Noting that non-competes are rarely imposed on low-wage workers, and that it would be unfair to suggest otherwise, Berkowitz adds: “Employers make significant investments in their businesses by creating customer goodwill and legitimate and confidential business and trade secret information.
“They willingly share this information with new employees with the understanding that when and if the employee departs, they will not make unfair and unlawful use of that information. Employers have the right to expect, If at some point the parties part ways, that agreements willingly and lawfully entered into at the time of hire will be enforced, and that their legitimate interests will be protected.”
Also weighing in with reaction, Ogletree Deakins’ Jenn Betts in Pittsburgh notes that the memo, unfortunately, leaves ambiguity for employers as it “does not contain specific examples of provisions that the general counsel views as problematic, focusing, instead, on broad concepts and defining non-compete agreements as ‘agreements between employers and employees prohibit[ing] employees from accepting certain types of jobs and operating certain types of business after the end of their employment’.”
Christine Bestor Townsend, from Ogletree’s Milwaukee office, adds: “Employers should, as always, focus on ensuring all restrictive covenants are narrowly tailored to protect legitimate business interests for the best chance of enforcement in state or federal court and before the NLRB.
“Employers should remember that while the memorandum is the position of the general counsel of the NLRB, complying with state law is of utmost importance in successfully protecting legitimate business interests through restrictive covenant agreements.
“As always, companies are required to comply with applicable state law, including recent changes, and ensure agreements are narrowly tailored to protect legitimate business interests exclusively limited to the responsibilities employee performed, or customers with whom employee had business contact – and in the area where employee performed the responsibilities.”
Offering a final observation, Seyfarth Shaw’s Cary Burke in Atlanta notes that Abruzzo’s memo does not carry the force of law. “Even if the Board adopts it wholesale – which is an open question – its application would be limited to non-supervisory employees. In other words, it would not apply to managers or independent contractors.

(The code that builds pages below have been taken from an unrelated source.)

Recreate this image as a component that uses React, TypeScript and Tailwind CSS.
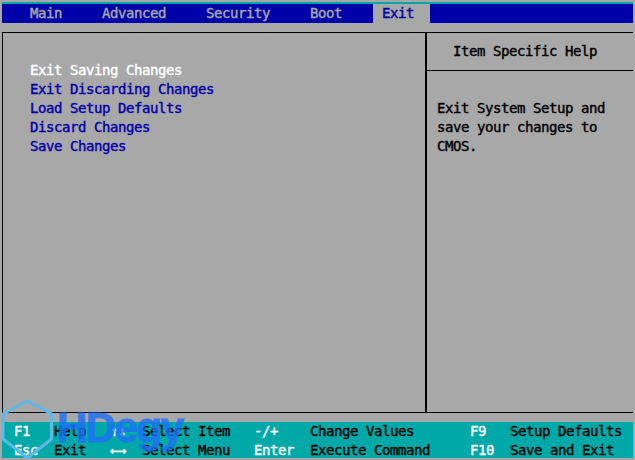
const rows = [
  ["F1", "Help", "↑↓", "Select Item", "-/+", "Change Values", "F9", "Setup Defaults"],
  ["Esc", "Exit", "←→", "Select Menu", "Enter", "Execute Command", "F10", "Save and Exit"],
];
const menu = ["Exit Saving Changes", "Exit Discarding Changes", "Load Setup Defaults", "Discard Changes", "Save Changes"];
const tabs = [
  { t: "Main", w: "w-[72px]" },
  { t: "Advanced", w: "w-[104px]" },
  { t: "Security", w: "w-[104px]" },
  { t: "Boot", w: "w-[71px]" },
];
const widths = ["w-[40px]", "w-[56px]", "w-[32px]", "w-[112px]", "w-[56px]", "w-[160px]", "w-[40px]", "w-[120px]"];

export default function App() {
  return (
    <div className="relative w-[635px] h-[460px] overflow-hidden bg-[#a8a8a8] p-[2px] font-['DejaVu_Sans_Mono',monospace] text-[14px] tracking-[-0.43px] leading-[19px] [-webkit-text-stroke:0.4px] flex flex-col">
      <div className="h-[2px] bg-[#00a8a8]" />
      <div className="h-[19px] bg-[#0000a8] flex pl-[20px] text-[#a8a8a8]">
        {tabs.map((x) => (
          <div key={x.t} className={`${x.w} pl-[8px]`}>{x.t}</div>
        ))}
        <div className="w-[57px] pl-[9px] bg-[#a8a8a8] text-[#0000a8]">Exit</div>
      </div>
      <div className="mt-[9px] h-[381px] flex border-t border-b border-l border-black">
        <div className="w-[424px] pl-[27px] pt-[28px] text-[#0000a8] border-r-2 border-black">
          {menu.map((m, i) => (
            <div key={m} className={i === 0 ? "text-white" : ""}>{m}</div>
          ))}
        </div>
        <div className="flex-1 text-black">
          <div className="h-[38px] border-b border-black pl-[26px] pt-[9px]">Item Specific Help</div>
          <div className="pl-[10px] pt-[28px]">
            <div>Exit System Setup and</div>
            <div>save your changes to</div>
            <div>CMOS.</div>
          </div>
        </div>
      </div>
      <div className="mt-[9px] h-[36px] bg-[#00a8a8] pl-[12px]">
        {rows.map((r) => (
          <div key={r[0]} className="flex h-[19px]">
            {r.map((c, i) => (
              <div key={i} className={`${widths[i]} whitespace-pre ${i % 2 === 0 ? "text-white" : "text-black"}`}>{c}</div>
            ))}
          </div>
        ))}
      </div>
      <svg className="absolute left-0 top-[396px]" width="56" height="64" viewBox="0 0 56 64" fill="none">
        <path d="M27.5 5 L51.5 18 V43 L27.5 62 L3 43 V18 Z" stroke="#5fb9e6" strokeWidth="3" />
      </svg>
      <div className="absolute left-[57px] top-[404px] font-['Liberation_Sans',sans-serif] text-[42px] leading-[48px] font-bold tracking-[-1.5px] [-webkit-text-stroke:1px_#1f6ff5] text-[#1f6ff5] opacity-80">HDegy</div>
    </div>
  );
}
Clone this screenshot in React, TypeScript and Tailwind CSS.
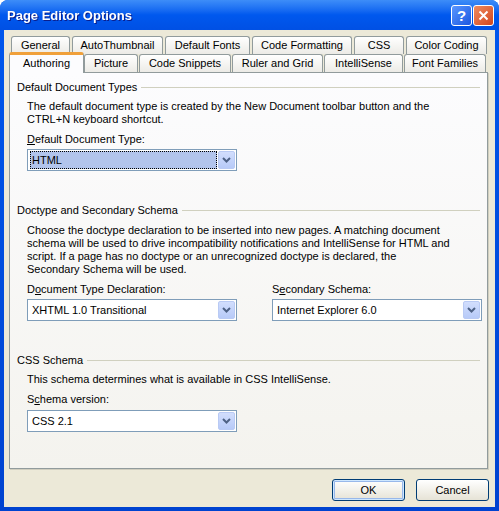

“Beyond that, it’s totally unclear to me what a Court of Appeals would do with a possible Board decision invalidating restrictive covenant agreements, to say nothing of the Supreme Court. With all that in mind, while this memo might present employers with an opportunity to think about whether and how they make use of restrictive covenants, I don’t think there’s a need to throw the baby out with the bathwater here and get rid of them altogether.”